5.神はなぜサタンを創造したのか、という疑問に答えて

 親愛なるお父さん。

 どうか、私が退屈するなどと思わないでください。それどころか、ますます興味を持ってお父さんの質問に挑戦しようとしています。たとえ、私がお父さんの質問に全て答えて、お父さんを納得させることができなかったとしても、このような討論はとても有意義だと思っています。

 でも、きっとお父さんも、いつかは信じるようになることを確信しています。

 確かに、聖書の記事は初めて読む人にはおとぎ話のように感じられるかも知れません。けれども、この世界には確かに物質的な存在と霊的な存在とがあるのです。私も初めはそんなものは存在しないと思っていました。

 けれども、今はそれが真実を表現していることがよく分かります。霊的な存在が私たちに大きな影響力を持っていることは確かです。

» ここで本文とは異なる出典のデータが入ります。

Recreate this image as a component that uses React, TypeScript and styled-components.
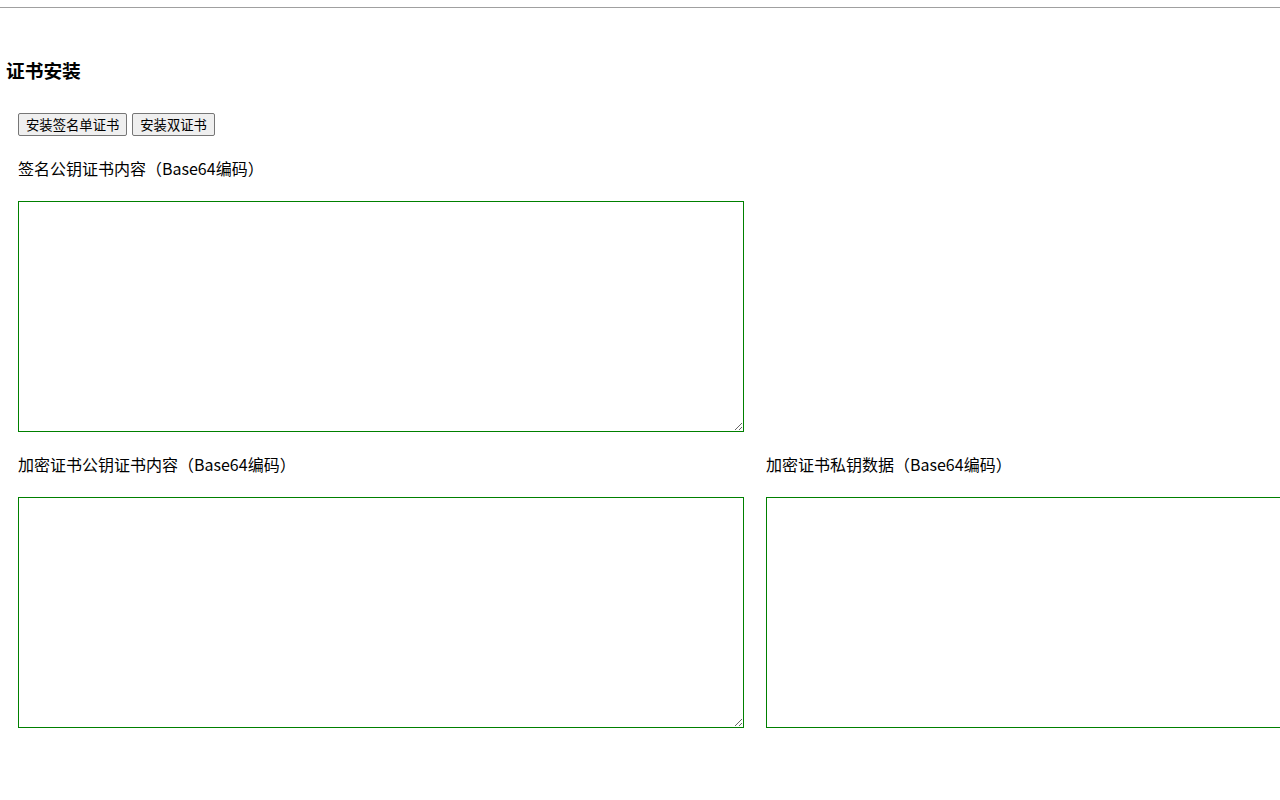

 私たちはともすると目に見えるもの、手で触って確認できる物質的なものだけが実際に存在すると思いがちです。けれども、物体ではなくても大きな力を持っている物はたくさんあります。テレビやラジオの電波は目には見えませんが私たちのまわりを飛びかって、たくさんの情報を遠くまで伝えています。地球の裏からでも声や映像を伝えることが出来ます。電波そのものは見ることも手で触ることも出来ませんが、今では、その存在を否定する人はいません。

 目に見えない霊的な存在が私たちの選択や判断に影響を及ぼすことは決して現実を離れた出来事でも迷信でもありません。聖書の教えは明らかな真実です。

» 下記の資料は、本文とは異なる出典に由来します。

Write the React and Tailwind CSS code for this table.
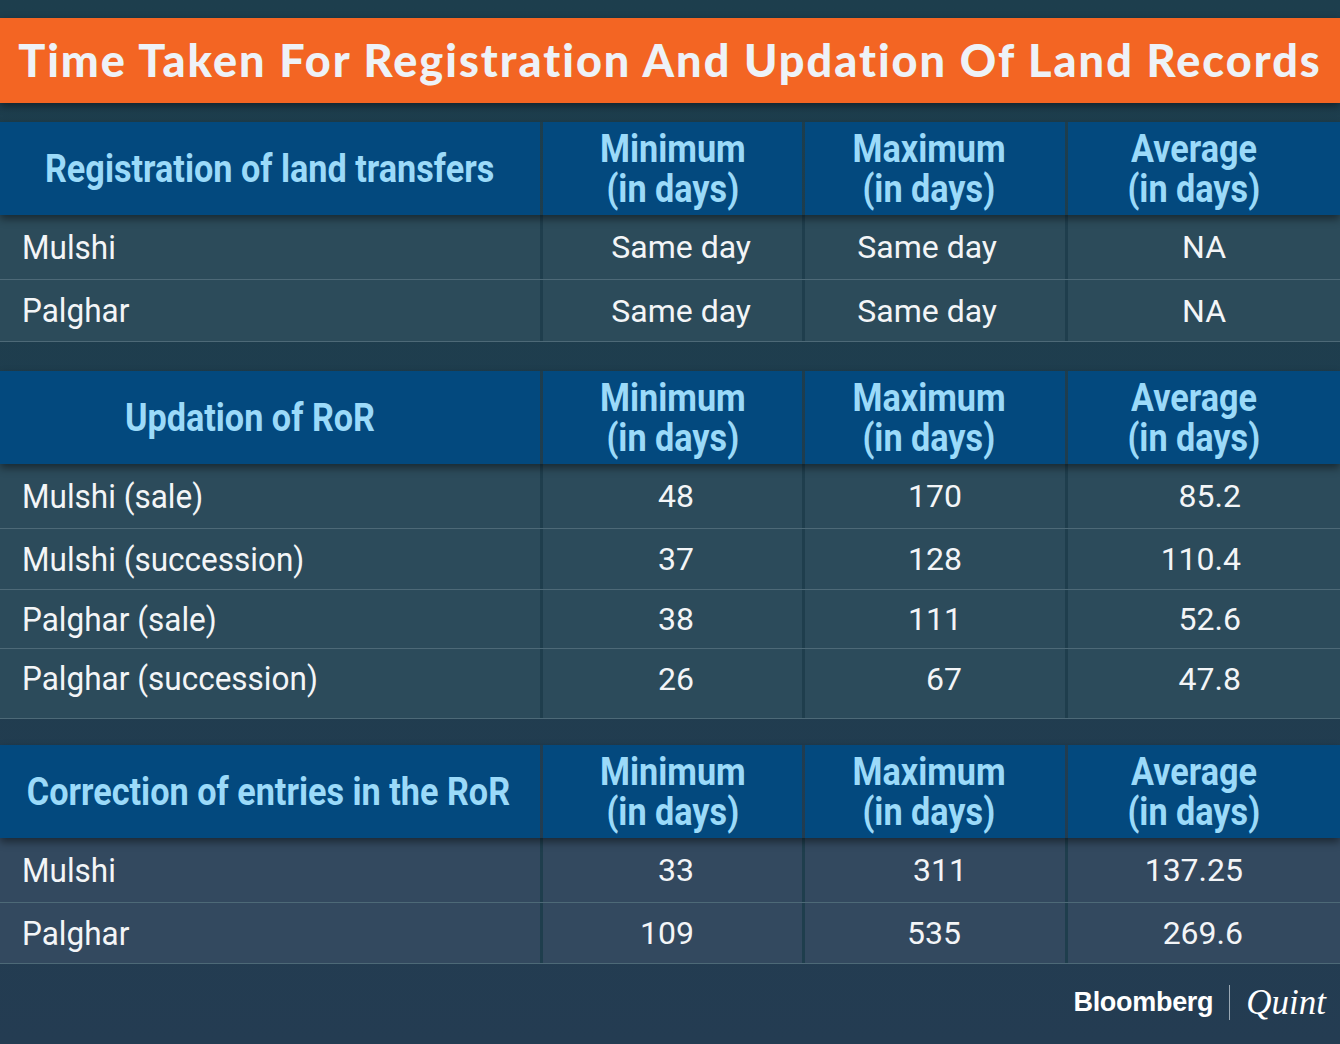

 その他のお父さんの質問は大変有意義な点をついています。そして、全て関連した質問ですので、その中心点になることにお答えすることによって一度にその疑問の全てにお答えしようと思います。

 神は初めから悪をもたらすものを造らずにおくことが出来なかったのでしょうか。

 前にも書きましたが、愛は強制するものではなく自由な選択によるものです。愛の選択が強ければ強いほど、悪を選択したときの悪も大きいものになります。けれども初めからそうだったわけではありません。最初は小さな選択から始まりました。けれどもその選択は次の選択に影響します。そして、選択を繰り返すごとに、愛を選択した場合の愛は強くなり、ますます愛を選択するようになり、悪を選択した場合はますます悪を選択する可能性が強くなり、その悪も大きくなっていくのです。

 私は一人の老婦人を知っていますが、彼女はとても醜い顔つきをしていて、惨めで意地悪な心を持っています。

 実は彼女はとても美しく可愛らしい優しい女性だったそうです。けれども19歳の時、結婚式の三日前に、婚約者が妹と一緒になって去って行ってしまったのです。

 彼女はひどく辱められ、傷つきました。けれども、もっと悪いことに、それ以来、憎しみと恨みの心を持ち続け、妹が何度わびても変わりなく、50年もの長い間、ことあるごとに赦すことや忘れることを選ぶことなく、恨みの心を強めていました。他の選択もあったのに、彼女の選択の繰り返しが、今の彼女を作り上げたのです。

 愛を選択する場合も同様です。初めは小さな選択でも、愛を選択することを繰り返すたびに大きく強くなるのです。私とシェリー(妻)の場合もそうでした。初めは愛することも愛さないことも同じくらいの選択でしたが、今では愛することが当たり前の選択になり、愛さないことの選択の余地はほとんどありません。

 悪も善も愛も初めから神がお造りになったのではありません。神は人に自由意志を与えて、私たちが良い選択を重ねそれを育てることを願われたのです。ここに神の愛が秘められています。お父さんも神に愛され良い選択を期待されているのです。